アイドルになれないなら死にたい

東京ドブ川ストーリー

絵を飾ろう

かねてよりずっと思っていた。結婚したら玄関に素敵な絵を飾りたいなって。
それは決して夢、絵空事なのではなくToDoだった。必ずいつかやらなければいけないことであった。

大学のゼミの教授からも言われた気がするが、
絵は日常には役立たないが、人の心を豊かにするものだと思っている。

私はいつかとびきりお気に入りの絵を見つけようと思っていた。
心を豊かにさせたかったから。
心が豊かになれば、内面から輝くことができ、外見も自然と磨かれ、いつの間にか良き伴侶に出会えると信じて疑っていなかったから。

そして私は、とうとうお気に入りの絵を見つけて、ネットで買った。
松田聖子風に言う「ビビビ」ときた絵を買った。

現在はチンコマンシリーズや豆本シリーズをこつこつと書き続けている石川次郎さんの絵だ。

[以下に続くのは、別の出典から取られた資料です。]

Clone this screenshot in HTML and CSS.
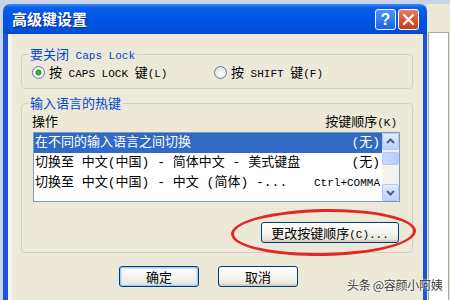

サブカルかぶれの自分が知っているくらいのお人なのに、まるで、たたき売りかのように、数日生きていくための生活費を稼ぐかのような値段で、
インターネット売り出されていた。
そこで私は3枚の絵を買った。

同じ人が書いているのに作風が全く異なるように思える。
そこがまたいい。
販売サイトには作者のコメントも一部掲載されており、この手錠がされたピアニストの絵には「おのれの弱さにといかけたかった!こんなになっても絵をかきつづける気力はありますか?と。ピアニストは強い。みならいたい。」

中でもお気に入りの絵がこれだ。タイトルは「狂犬」。

インターネットの販売サイトにはおそらくこんな一言が添えてあった。
「ちょっと生きるのがなんとなくイヤになってしまった夜に描いてしまいました。
それからやっぱり10日間位みつめつづけていたら、この絵をゆるせたので出品させて頂きました。」

そのコメントの通り、コピックで狂ったように雑にざざざざと描かれている。
その表情からは現状への怒りが露わになっているように感じられた。
その怒りは内なるものへなのか、周りへのものなのかはわからないが。
私はこの絵を何度も見ては、自分の内なる猛烈な怒りをどげんかして表象しようと思った。
何かあるごとに壁に飾ったこの絵を見ては私もなんとかしなきゃなと思った。
私もいつか許し、許されたい。

そうやって絵は豊かにしてくれる。何かを考えさせてくれる。
心が豊かになって、生活が豊かになって、いつか素敵なライフが送れますように。